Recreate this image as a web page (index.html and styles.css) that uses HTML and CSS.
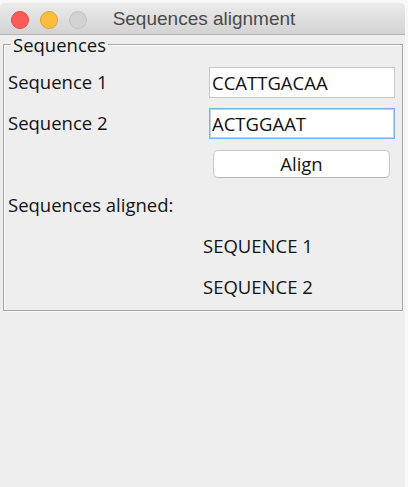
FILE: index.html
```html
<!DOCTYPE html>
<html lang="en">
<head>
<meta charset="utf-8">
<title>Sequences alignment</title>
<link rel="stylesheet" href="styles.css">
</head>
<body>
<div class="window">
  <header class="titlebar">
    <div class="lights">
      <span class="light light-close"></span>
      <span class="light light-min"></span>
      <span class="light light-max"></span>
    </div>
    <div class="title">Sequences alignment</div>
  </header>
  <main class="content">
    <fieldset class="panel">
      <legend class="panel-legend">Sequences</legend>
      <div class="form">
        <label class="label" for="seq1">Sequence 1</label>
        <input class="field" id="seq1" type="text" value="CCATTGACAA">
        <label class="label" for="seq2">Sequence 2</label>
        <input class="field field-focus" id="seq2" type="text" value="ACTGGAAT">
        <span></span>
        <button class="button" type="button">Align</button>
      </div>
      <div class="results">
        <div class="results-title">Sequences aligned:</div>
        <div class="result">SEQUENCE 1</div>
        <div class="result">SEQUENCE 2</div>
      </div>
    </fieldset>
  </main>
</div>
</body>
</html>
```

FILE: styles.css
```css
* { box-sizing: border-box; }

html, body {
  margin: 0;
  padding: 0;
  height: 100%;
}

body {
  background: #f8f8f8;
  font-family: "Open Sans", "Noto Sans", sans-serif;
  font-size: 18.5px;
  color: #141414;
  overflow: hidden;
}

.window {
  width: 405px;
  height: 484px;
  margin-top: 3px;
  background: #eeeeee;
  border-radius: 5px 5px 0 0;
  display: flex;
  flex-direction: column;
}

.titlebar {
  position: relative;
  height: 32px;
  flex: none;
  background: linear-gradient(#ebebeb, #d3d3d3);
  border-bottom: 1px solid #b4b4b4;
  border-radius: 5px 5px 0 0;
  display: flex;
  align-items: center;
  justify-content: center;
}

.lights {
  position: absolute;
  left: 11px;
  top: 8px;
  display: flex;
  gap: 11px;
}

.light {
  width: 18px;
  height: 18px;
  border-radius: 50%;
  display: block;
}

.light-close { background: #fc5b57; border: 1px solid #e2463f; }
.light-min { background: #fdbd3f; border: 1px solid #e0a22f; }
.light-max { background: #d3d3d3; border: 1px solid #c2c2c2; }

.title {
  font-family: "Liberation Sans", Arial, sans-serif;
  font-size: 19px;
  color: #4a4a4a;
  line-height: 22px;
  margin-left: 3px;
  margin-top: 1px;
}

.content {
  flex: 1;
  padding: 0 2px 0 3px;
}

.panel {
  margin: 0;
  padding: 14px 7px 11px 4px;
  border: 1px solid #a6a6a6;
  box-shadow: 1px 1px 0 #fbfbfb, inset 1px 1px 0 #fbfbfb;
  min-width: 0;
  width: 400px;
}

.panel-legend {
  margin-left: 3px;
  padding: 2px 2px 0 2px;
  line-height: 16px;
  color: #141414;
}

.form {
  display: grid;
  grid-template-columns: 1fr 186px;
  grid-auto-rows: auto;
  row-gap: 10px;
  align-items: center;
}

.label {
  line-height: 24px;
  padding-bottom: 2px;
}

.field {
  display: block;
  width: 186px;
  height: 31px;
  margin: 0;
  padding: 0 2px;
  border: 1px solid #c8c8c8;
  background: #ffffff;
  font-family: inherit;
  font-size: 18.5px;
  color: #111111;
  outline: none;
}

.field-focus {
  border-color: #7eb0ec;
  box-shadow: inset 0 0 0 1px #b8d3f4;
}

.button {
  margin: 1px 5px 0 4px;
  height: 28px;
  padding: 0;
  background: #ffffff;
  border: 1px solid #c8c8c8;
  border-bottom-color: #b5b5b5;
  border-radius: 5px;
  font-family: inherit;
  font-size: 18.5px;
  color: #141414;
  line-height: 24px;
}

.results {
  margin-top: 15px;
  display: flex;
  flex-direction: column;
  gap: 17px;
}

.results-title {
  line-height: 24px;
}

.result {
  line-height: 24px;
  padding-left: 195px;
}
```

---

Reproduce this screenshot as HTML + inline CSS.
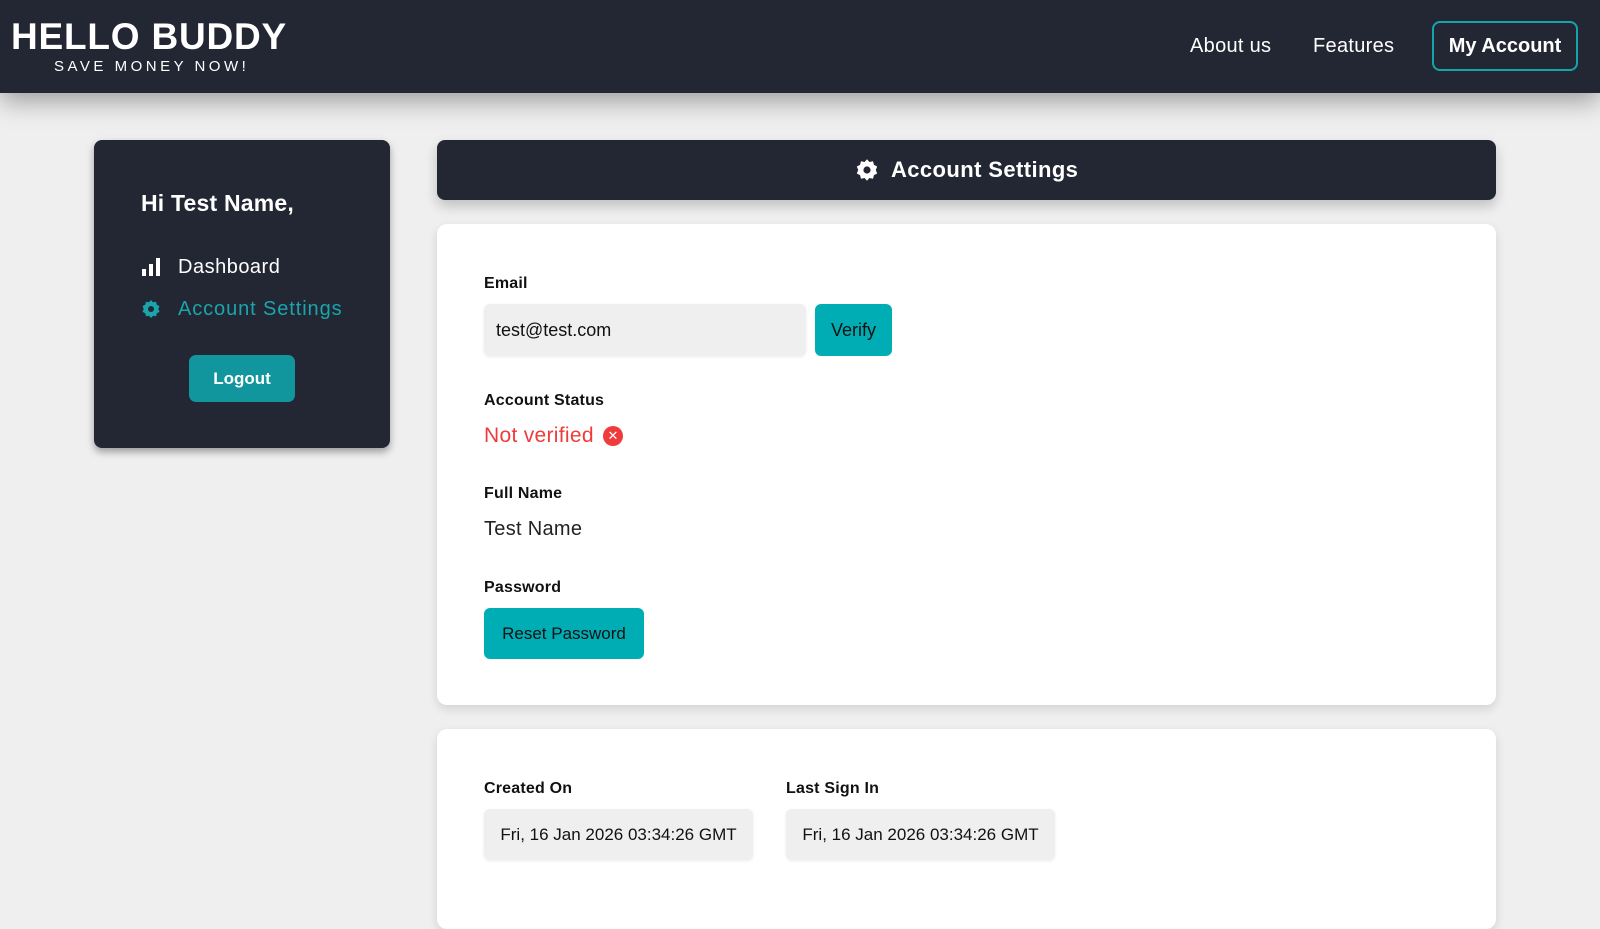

--

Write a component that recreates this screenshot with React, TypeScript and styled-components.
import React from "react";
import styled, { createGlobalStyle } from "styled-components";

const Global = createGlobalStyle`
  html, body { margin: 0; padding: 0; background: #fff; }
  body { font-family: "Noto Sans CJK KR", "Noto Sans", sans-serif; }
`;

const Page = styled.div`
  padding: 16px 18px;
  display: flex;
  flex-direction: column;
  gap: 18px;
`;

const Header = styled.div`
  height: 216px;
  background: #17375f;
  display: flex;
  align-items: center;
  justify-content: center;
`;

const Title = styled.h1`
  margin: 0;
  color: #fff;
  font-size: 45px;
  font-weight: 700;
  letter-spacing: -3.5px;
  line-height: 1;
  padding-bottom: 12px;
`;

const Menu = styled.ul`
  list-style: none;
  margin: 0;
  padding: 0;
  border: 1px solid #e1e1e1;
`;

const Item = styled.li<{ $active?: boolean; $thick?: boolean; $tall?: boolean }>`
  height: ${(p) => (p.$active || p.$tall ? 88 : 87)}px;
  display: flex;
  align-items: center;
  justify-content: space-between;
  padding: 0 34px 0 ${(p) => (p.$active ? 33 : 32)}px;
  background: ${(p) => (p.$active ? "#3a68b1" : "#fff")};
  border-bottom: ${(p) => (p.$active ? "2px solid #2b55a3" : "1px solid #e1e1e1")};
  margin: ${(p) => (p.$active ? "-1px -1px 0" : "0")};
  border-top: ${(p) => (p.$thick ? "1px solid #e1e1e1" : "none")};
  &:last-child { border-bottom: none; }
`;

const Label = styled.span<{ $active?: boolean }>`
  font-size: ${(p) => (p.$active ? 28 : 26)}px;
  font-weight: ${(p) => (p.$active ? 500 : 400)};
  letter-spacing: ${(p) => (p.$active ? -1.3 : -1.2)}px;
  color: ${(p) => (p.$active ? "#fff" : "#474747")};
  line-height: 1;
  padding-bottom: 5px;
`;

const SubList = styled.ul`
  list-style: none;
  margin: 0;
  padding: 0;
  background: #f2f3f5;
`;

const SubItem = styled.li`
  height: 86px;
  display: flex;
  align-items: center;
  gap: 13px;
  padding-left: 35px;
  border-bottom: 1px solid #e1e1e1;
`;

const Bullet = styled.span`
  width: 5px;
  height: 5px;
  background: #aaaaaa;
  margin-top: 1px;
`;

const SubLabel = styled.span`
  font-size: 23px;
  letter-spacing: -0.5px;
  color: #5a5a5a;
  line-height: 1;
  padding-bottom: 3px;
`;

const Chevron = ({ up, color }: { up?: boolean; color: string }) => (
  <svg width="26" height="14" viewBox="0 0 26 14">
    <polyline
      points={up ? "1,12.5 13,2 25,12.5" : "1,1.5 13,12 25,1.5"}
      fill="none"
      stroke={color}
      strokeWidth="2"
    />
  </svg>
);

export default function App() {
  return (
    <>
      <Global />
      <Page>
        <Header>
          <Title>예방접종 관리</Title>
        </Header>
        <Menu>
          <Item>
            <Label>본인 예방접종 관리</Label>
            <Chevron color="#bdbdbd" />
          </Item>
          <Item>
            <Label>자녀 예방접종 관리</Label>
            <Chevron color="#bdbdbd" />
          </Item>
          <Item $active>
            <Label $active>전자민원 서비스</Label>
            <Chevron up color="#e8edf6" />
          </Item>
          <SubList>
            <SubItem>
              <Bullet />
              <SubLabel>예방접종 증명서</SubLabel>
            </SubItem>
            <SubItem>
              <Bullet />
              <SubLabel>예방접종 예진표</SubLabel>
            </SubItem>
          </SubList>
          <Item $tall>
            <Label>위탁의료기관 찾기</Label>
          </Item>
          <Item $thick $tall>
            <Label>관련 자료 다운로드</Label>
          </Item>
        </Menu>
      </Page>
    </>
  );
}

Short problem
Search the listing for the word "index". Copy every line in which it occurs.

Complete output
Recreate this image as a web page (index.html and styles.css) that uses HTML and CSS.
FILE: index.html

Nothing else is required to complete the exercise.